The petitioner, Sartaj Ali challenged the constitutional validity of certain provisions of the Central Goods and Services Tax Act, 2017.
It is the case of the respondents that a tax collection mechanism has been converted into a disbursement mechanism as if it were a subsidy scheme.
The Delhi High Court in a similar matter in Dhruv Krishan Maggu vs.
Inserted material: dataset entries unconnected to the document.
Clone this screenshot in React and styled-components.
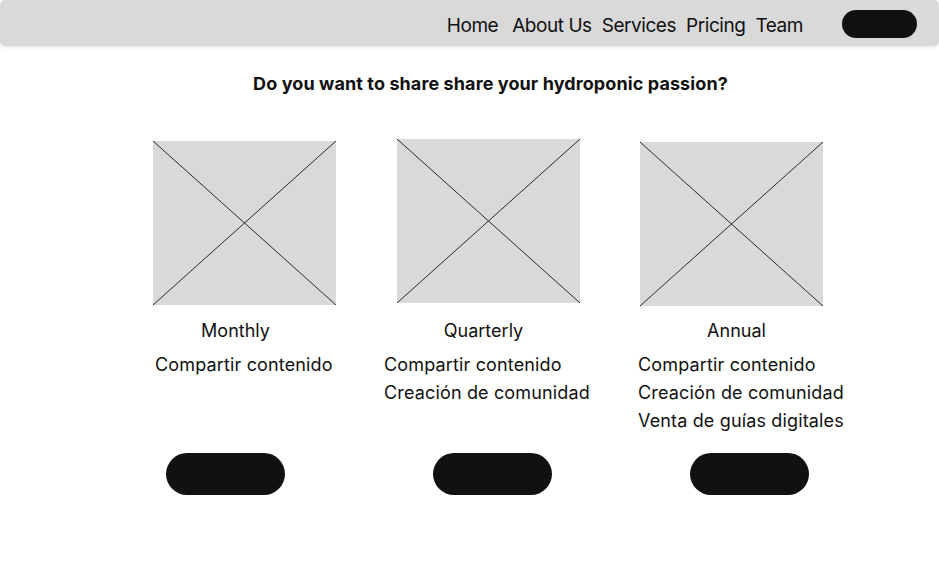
import React from "react";
import styled, { createGlobalStyle } from "styled-components";

const GlobalStyle = createGlobalStyle`
  html, body { margin: 0; padding: 0; background: #ffffff; }
  body { font-family: Inter, "Noto Sans", sans-serif; color: #111111; }
`;

const Page = styled.div`
  width: 939px;
  min-height: 568px;
  display: flex;
  flex-direction: column;
`;

const Header = styled.header`
  height: 46px;
  background: #d9d9d9;
  border-radius: 5px;
  box-shadow: 0 2px 3px rgba(0, 0, 0, 0.08);
  display: flex;
  align-items: center;
  justify-content: flex-end;
  padding: 2px 22px 0 0;
  box-sizing: border-box;
`;

const Nav = styled.nav`
  display: flex;
  gap: 10px;
  margin-right: 39px;
`;

const NavLink = styled.a`
  font-size: 19px;
  letter-spacing: -0.45px;
  color: #111111;
  text-decoration: none;
  line-height: 22px;
  margin-right: ${(p) => p.$extra || 0}px;
  margin-top: 3px;
`;

const PillButton = styled.button`
  width: ${(p) => p.$w}px;
  height: ${(p) => p.$h}px;
  border: none;
  border-radius: ${(p) => p.$h / 2}px;
  background: #111111;
  padding: 0;
  cursor: pointer;
  display: block;
`;

const Title = styled.h1`
  margin: 27px 0 0;
  font-size: 18px;
  font-weight: 700;
  line-height: 22px;
  letter-spacing: 0.1px;
  text-align: center;
  padding-left: 42px;
`;

const Plans = styled.section`
  display: flex;
  margin-top: 44px;
  padding-left: 153px;
`;

const Card = styled.div`
  width: 244px;
  display: flex;
  flex-direction: column;
  align-items: flex-start;
`;

const ImageSlot = styled.div`
  height: 167px;
  padding-top: ${(p) => p.$dy}px;
  box-sizing: border-box;
`;

const Placeholder = styled.div`
  width: 183px;
  height: 164px;
  background: #d9d9d9;
  margin-left: ${(p) => p.$dx}px;
`;

const PlanName = styled.div`
  margin-top: 13px;
  width: 183px;
  margin-left: ${(p) => p.$dx}px;
  text-align: center;
  font-size: 18px;
  line-height: 24px;
`;

const Features = styled.ul`
  list-style: none;
  margin: 8px 0 0 ${(p) => p.$dx}px;
  padding: 0;
  height: 102px;
  white-space: nowrap;
`;

const Feature = styled.li`
  font-size: 18px;
  letter-spacing: 0.15px;
  line-height: 28px;
`;

const ButtonSlot = styled.div`
  margin-left: ${(p) => p.$dx}px;
`;

const CrossImage = ({ dx }) => (
  <Placeholder $dx={dx}>
    <svg width="183" height="164" viewBox="0 0 183 164" style={{ display: "block" }}>
      <line x1="0" y1="0" x2="183" y2="164" stroke="#2b2b2b" strokeWidth="1" />
      <line x1="183" y1="0" x2="0" y2="164" stroke="#2b2b2b" strokeWidth="1" />
    </svg>
  </Placeholder>
);

const plans = [
  { name: "Monthly", features: ["Compartir contenido"], img: [2, 0], label: -9, feat: 2, btn: 13 },
  {
    name: "Quarterly",
    features: ["Compartir contenido", "Creación de comunidad"],
    img: [0, 0],
    label: -5,
    feat: -13,
    btn: 36,
  },
  {
    name: "Annual",
    features: ["Compartir contenido", "Creación de comunidad", "Venta de guías digitales"],
    img: [3, -1],
    label: 4,
    feat: -3,
    btn: 49,
  },
];

export default function App() {
  return (
    <Page>
      <GlobalStyle />
      <Header>
        <Nav>
          <NavLink href="#" $extra={4}>Home</NavLink>
          <NavLink href="#">About Us</NavLink>
          <NavLink href="#">Services</NavLink>
          <NavLink href="#">Pricing</NavLink>
          <NavLink href="#">Team</NavLink>
        </Nav>
        <PillButton $w={75} $h={28} aria-label="Sign in" />
      </Header>
      <Title>Do you want to share share your hydroponic passion?</Title>
      <Plans>
        {plans.map((p) => (
          <Card key={p.name}>
            <ImageSlot $dy={p.img[0]}>
              <CrossImage dx={p.img[1]} />
            </ImageSlot>
            <PlanName $dx={p.label}>{p.name}</PlanName>
            <Features $dx={p.feat}>
              {p.features.map((f) => (
                <Feature key={f}>{f}</Feature>
              ))}
            </Features>
            <ButtonSlot $dx={p.btn}>
              <PillButton $w={119} $h={42} aria-label={`Choose ${p.name}`} />
            </ButtonSlot>
          </Card>
        ))}
      </Plans>
    </Page>
  );
}
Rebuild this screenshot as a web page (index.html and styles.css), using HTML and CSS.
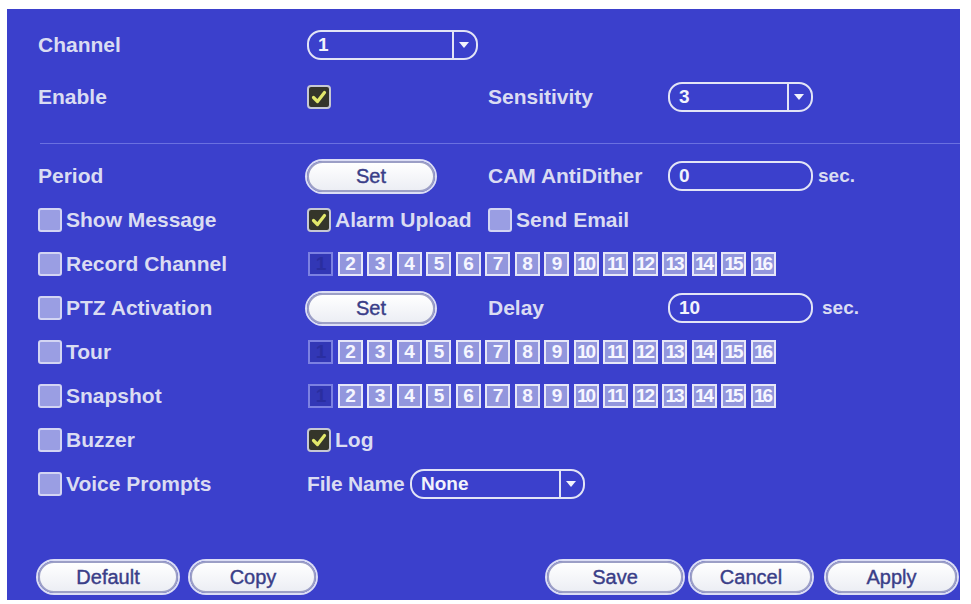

Union of India & Ors. opined that the pith and substance of the CGST Act is on a topic, upon which the Parliament has the power to legislate as the power to arrest and prosecute are ancillary and/or incidental to the power to levy and collect goods and services tax.
Even if it is assumed that power to make offence in relation to evasion of goods and service tax is not to be found under Article 246A, then, the same can be traced to Entry 1 of List III. The term ‘criminal law’ used in the aforesaid entry is significantly wide and includes all criminal laws except the exclusions.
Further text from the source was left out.